## Aim
Go through the material below and copy each line where the word "styles" appears.

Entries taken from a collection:
****

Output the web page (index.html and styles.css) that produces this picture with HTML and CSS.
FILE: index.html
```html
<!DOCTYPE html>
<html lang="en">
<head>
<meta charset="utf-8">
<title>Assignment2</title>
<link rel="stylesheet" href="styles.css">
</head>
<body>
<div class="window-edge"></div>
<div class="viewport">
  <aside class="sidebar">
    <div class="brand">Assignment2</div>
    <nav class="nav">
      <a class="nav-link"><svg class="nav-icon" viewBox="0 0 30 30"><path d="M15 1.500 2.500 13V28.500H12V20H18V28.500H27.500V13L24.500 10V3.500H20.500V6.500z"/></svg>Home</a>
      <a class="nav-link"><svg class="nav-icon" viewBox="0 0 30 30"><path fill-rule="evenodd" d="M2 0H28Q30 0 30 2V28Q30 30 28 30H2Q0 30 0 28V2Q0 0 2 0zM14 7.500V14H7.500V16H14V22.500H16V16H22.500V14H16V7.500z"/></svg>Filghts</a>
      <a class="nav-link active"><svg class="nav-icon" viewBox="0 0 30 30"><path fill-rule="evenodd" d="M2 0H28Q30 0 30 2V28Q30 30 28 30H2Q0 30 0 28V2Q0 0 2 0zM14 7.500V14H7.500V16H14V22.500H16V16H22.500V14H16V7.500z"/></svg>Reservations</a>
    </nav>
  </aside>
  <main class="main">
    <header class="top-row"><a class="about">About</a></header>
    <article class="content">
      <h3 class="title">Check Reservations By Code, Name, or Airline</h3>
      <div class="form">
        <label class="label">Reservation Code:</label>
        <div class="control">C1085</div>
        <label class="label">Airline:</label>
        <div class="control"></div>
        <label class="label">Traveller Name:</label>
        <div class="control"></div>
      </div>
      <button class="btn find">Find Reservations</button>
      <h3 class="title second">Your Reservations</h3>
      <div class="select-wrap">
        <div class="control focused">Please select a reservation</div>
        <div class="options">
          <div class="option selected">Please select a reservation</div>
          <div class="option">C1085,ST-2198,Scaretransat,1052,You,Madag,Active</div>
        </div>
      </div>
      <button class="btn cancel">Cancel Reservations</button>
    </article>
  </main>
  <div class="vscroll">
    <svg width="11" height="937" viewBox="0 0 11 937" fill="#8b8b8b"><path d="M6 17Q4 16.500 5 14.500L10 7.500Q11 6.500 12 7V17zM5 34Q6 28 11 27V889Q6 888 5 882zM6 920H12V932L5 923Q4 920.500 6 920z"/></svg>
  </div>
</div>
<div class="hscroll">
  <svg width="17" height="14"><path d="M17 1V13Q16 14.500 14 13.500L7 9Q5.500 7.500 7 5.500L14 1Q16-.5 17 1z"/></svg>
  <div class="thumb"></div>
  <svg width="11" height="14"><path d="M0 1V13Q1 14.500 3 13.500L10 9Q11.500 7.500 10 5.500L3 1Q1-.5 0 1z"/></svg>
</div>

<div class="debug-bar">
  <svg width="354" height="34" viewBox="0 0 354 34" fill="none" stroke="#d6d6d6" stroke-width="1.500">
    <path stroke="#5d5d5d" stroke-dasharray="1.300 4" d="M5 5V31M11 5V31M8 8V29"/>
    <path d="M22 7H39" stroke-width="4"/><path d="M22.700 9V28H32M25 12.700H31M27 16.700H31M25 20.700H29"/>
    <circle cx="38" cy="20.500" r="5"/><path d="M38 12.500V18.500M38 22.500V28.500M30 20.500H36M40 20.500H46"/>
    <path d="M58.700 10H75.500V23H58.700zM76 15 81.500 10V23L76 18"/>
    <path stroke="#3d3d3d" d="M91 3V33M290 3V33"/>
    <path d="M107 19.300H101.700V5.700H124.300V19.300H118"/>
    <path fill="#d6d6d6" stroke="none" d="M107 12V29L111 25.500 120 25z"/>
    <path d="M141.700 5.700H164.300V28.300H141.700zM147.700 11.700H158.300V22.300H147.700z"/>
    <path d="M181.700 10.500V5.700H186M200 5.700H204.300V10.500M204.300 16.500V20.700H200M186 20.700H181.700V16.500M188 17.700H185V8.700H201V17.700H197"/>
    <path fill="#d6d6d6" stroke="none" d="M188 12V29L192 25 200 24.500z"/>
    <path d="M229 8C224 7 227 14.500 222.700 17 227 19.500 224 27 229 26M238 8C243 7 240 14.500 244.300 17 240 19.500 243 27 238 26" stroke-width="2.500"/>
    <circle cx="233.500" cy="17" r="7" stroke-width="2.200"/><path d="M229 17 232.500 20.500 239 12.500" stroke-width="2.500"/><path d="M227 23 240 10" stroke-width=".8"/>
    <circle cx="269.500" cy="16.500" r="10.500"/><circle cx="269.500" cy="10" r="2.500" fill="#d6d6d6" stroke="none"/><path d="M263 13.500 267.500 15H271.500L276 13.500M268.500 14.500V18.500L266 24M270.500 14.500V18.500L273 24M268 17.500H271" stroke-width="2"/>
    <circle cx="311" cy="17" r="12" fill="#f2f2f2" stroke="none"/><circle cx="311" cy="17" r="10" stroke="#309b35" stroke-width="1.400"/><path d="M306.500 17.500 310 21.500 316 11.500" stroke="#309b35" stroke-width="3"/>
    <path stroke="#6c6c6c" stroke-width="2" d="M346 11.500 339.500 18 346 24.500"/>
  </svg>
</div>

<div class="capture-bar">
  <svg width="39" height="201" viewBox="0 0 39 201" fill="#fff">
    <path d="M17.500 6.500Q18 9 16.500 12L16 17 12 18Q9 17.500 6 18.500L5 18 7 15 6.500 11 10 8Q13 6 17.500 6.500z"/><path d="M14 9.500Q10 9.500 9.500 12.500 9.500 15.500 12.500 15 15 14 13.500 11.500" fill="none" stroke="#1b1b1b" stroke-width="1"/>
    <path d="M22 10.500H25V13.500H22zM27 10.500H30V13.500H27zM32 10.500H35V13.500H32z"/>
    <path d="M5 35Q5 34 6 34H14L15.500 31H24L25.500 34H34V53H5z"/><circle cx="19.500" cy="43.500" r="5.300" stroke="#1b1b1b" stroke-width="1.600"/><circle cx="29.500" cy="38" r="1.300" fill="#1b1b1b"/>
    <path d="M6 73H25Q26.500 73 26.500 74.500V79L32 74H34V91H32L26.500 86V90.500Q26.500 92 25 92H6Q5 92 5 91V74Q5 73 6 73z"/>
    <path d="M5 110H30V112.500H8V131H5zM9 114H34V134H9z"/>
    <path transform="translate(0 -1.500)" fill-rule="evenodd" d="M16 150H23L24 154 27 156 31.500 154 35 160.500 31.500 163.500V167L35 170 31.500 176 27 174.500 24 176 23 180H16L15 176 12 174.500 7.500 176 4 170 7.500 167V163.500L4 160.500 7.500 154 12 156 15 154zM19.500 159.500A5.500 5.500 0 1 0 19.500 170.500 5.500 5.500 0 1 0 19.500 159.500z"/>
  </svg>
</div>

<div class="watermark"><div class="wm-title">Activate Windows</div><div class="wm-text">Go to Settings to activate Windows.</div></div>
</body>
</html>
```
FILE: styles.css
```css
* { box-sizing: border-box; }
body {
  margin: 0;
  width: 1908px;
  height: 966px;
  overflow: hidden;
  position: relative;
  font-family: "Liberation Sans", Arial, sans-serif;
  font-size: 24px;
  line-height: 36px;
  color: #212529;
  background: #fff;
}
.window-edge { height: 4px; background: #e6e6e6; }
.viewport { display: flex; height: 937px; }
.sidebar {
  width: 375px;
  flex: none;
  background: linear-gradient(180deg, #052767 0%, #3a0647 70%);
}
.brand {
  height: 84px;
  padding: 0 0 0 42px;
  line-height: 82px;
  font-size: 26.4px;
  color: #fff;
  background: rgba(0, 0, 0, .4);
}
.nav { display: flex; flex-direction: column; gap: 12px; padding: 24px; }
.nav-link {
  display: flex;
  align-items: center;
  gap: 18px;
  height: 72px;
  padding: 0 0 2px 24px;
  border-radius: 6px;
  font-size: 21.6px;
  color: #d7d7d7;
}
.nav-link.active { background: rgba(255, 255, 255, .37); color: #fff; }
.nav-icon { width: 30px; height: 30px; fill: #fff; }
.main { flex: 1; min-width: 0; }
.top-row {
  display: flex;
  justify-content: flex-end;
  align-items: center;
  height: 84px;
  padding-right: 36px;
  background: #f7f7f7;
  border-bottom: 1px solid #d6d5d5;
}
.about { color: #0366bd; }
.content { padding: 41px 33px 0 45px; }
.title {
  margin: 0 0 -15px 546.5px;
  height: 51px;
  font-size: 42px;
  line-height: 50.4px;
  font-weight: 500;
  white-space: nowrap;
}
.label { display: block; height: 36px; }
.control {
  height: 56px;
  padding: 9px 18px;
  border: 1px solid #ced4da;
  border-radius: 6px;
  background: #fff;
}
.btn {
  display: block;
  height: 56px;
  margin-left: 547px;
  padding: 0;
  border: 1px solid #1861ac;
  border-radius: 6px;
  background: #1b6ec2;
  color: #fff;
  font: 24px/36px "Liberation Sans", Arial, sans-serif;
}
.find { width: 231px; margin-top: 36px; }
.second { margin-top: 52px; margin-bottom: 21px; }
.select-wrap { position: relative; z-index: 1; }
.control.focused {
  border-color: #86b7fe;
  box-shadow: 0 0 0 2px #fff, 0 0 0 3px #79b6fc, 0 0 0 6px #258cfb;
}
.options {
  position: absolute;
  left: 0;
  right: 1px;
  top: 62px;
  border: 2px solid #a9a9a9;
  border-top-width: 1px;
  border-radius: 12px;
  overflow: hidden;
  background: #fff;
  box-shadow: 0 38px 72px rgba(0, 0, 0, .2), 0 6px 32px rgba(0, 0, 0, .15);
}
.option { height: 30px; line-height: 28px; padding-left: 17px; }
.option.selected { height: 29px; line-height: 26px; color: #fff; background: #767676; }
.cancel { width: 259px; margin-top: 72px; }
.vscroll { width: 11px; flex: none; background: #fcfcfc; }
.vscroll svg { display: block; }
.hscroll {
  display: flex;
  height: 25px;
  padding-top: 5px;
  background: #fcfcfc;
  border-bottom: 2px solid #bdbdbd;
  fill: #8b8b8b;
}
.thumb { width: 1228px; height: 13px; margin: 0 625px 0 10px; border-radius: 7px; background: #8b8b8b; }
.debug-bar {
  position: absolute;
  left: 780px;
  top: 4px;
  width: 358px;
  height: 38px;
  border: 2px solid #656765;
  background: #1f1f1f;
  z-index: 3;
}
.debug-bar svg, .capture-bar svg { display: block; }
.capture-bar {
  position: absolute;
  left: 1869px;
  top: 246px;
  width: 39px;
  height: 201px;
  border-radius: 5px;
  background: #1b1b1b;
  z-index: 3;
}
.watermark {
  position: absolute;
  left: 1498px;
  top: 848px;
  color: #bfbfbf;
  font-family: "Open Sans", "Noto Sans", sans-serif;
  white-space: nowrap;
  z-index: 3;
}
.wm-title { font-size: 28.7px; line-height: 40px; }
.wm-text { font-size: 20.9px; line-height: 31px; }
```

****

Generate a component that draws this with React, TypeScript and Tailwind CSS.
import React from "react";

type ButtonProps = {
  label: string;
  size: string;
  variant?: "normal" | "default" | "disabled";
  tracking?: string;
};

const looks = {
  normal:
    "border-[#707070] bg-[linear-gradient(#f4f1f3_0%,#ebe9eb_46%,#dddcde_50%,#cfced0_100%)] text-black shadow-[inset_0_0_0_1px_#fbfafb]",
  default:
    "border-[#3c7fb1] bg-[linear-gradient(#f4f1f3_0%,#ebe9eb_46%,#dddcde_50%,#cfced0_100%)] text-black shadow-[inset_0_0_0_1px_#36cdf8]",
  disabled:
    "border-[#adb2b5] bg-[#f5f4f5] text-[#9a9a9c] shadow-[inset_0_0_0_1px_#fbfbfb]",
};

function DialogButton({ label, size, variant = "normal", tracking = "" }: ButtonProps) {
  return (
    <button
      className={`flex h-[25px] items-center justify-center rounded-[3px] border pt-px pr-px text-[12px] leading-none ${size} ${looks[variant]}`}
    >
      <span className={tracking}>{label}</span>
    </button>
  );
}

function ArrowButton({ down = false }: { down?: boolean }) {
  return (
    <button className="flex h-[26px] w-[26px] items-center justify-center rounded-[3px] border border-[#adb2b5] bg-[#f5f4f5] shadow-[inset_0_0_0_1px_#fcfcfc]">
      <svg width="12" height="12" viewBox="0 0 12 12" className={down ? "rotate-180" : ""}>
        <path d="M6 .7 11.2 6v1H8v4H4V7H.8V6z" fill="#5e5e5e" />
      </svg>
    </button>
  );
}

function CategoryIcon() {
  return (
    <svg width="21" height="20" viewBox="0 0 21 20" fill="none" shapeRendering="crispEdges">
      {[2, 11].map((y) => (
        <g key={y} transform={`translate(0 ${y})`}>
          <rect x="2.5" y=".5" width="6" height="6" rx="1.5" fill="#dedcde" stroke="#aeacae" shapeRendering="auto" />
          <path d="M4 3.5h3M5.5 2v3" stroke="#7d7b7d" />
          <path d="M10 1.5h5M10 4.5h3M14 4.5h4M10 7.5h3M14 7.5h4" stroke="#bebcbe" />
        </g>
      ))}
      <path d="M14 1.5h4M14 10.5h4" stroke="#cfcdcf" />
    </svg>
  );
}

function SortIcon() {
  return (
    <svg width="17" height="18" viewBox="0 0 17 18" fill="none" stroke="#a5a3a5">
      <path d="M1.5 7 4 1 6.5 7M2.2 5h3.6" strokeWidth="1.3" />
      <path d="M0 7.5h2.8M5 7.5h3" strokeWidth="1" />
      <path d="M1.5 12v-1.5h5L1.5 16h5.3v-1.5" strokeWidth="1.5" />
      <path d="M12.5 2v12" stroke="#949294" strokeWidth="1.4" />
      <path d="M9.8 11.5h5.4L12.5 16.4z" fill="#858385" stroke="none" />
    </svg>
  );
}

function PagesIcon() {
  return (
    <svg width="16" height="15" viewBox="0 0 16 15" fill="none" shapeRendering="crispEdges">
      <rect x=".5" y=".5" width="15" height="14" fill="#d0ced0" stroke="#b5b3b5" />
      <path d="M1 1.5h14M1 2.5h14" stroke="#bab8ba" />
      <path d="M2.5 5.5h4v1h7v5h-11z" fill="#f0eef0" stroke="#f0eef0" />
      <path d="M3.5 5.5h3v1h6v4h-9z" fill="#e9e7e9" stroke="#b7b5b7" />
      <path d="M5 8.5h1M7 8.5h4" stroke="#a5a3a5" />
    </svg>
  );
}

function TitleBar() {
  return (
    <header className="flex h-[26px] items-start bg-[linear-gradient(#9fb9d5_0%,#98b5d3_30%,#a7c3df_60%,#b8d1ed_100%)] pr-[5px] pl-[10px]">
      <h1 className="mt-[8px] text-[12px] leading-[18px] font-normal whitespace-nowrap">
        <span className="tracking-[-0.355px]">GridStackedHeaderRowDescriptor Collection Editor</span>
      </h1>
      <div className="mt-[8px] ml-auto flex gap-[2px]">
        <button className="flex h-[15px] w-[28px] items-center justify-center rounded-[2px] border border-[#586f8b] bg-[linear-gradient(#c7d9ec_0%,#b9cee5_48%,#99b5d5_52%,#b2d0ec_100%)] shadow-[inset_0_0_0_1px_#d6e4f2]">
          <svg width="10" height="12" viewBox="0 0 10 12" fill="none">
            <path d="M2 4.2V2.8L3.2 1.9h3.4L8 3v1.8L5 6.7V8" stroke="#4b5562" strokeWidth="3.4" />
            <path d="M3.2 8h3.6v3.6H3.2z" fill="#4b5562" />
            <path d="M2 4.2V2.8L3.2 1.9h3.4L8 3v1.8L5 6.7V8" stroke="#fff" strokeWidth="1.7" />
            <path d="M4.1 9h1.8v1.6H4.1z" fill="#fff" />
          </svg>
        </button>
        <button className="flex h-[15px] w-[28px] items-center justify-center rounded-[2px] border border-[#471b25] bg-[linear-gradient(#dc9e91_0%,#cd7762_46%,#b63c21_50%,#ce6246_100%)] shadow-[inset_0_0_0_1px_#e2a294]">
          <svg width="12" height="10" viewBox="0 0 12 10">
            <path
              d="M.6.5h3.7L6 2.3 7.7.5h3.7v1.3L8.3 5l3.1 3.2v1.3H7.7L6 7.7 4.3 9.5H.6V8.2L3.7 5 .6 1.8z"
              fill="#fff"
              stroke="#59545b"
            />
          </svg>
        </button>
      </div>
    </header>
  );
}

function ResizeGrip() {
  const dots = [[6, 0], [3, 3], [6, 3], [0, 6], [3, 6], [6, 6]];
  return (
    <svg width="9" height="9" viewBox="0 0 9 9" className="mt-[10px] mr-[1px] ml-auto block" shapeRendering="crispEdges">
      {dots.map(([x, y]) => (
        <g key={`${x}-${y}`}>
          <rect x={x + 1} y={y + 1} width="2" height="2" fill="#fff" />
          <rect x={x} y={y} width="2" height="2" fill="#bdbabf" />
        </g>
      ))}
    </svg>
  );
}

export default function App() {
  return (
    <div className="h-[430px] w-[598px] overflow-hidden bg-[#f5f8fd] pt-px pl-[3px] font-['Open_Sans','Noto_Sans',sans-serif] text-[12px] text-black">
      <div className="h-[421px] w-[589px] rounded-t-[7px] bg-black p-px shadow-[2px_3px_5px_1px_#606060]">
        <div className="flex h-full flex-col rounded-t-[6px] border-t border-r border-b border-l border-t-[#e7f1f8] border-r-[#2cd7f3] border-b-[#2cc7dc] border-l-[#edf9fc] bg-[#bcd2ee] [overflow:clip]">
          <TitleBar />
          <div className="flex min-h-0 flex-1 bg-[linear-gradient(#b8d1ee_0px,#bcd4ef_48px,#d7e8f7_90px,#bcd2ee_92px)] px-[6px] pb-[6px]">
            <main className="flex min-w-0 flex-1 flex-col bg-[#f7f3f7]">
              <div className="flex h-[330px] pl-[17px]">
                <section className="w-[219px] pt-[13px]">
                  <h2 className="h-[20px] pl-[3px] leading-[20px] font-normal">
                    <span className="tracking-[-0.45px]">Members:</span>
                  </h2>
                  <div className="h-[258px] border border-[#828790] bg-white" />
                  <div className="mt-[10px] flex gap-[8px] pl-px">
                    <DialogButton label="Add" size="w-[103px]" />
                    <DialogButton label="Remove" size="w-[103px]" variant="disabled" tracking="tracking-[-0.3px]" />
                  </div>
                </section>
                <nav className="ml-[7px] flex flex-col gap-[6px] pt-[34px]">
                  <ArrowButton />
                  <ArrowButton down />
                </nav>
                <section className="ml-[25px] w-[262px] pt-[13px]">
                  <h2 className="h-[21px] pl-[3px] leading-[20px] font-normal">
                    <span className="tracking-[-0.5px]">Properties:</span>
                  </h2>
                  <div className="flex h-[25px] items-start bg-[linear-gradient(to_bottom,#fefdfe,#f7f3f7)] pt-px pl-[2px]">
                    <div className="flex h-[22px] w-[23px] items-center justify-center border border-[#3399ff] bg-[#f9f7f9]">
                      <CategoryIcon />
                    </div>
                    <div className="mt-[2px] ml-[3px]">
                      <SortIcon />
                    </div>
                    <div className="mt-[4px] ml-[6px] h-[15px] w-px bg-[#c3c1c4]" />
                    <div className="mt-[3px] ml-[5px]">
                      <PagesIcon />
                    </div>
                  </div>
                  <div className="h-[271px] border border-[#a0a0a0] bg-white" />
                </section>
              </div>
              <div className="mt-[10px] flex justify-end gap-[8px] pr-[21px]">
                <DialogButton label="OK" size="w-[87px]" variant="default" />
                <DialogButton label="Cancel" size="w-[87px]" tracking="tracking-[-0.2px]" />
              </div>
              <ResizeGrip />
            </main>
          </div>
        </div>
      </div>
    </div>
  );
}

****

## Exercise solution
Output the web page (index.html and styles.css) that produces this picture with HTML and CSS.
<link rel="stylesheet" href="styles.css">
FILE: styles.css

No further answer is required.